Cuando Camilo Mouriño fue designado secretario de Gobernación, hace algunas semanas, expresé en este espacio mi percepción de que se trataba de una maniobra muy arriesgada. Desde hace varios sexenios los presidentes mexicanos colocan en “Bucareli” a un político respetado, pero no a un miembro de su círculo de confianza y nunca a su brazo derecho. De esa forma, el secretario de Gobernación puede cumplir funciones de “fusible” para soportar las tensiones políticas y hacer el trabajo sucio frente a la opinión pública, mientras la verdadera política se hace en Los Pinos. De allí la fuerza que llegaron a tener Emilio Gamboa, Córdoba Montoya, Liébano Sáenz y Ramón Muñoz-Marta Sahagún, quienes desde la residencia oficial ejercieron un poder mayor que los secretarios de Gobernación en los sexenios de Miguel de la Madrid, Carlos Salinas, Ernesto Zedillo y Vicente Fox, respectivamente.
Los presidentes priístas hace mucho tiempo decidieron que no convenía colocar en Gobernación a un futuro candidato a la Presidencia, porque ello deterioraba su capacidad como mediador entre las fuerzas políticas del país (la oposición no querría otorgar triunfos políticos a un seguro rival en las siguientes elecciones). Pero Felipe Calderón hizo a un lado tales prudencias. En el pecado puede llevar la penitencia.

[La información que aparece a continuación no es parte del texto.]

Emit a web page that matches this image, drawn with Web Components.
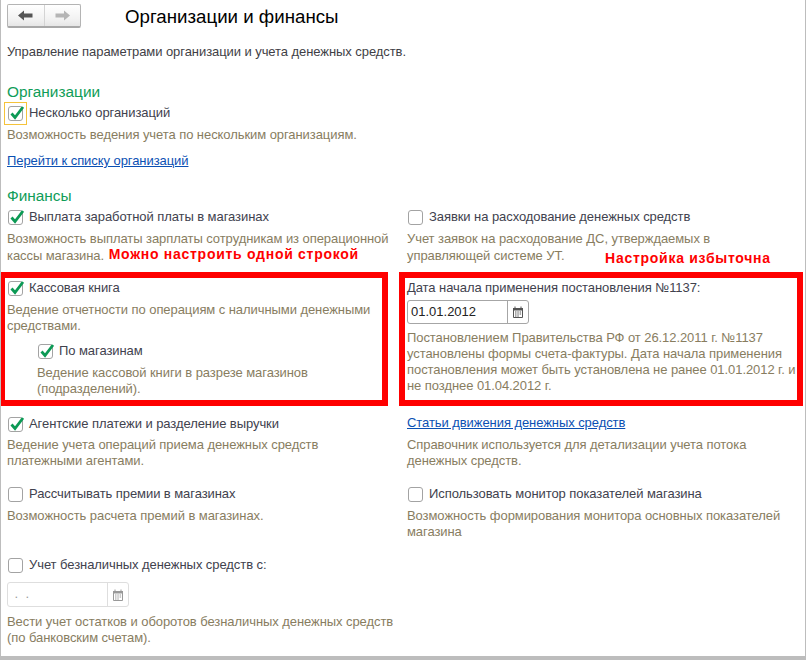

Al colocar a su hombre de confianza en la primera línea de fuego, el Presidente opera sin red de protección. Hubo un exceso de confianza al convertirlo en el ariete de la reforma energética. Lejos de sumar, Mouriño terminó restándole posibilidades al proyecto y permitió a López Obrador volver a “posicionarse” en la escena política nacional. Un error impensable en un hombre del oficio político de Calderón. Sin duda, el poder prohíja la soberbia.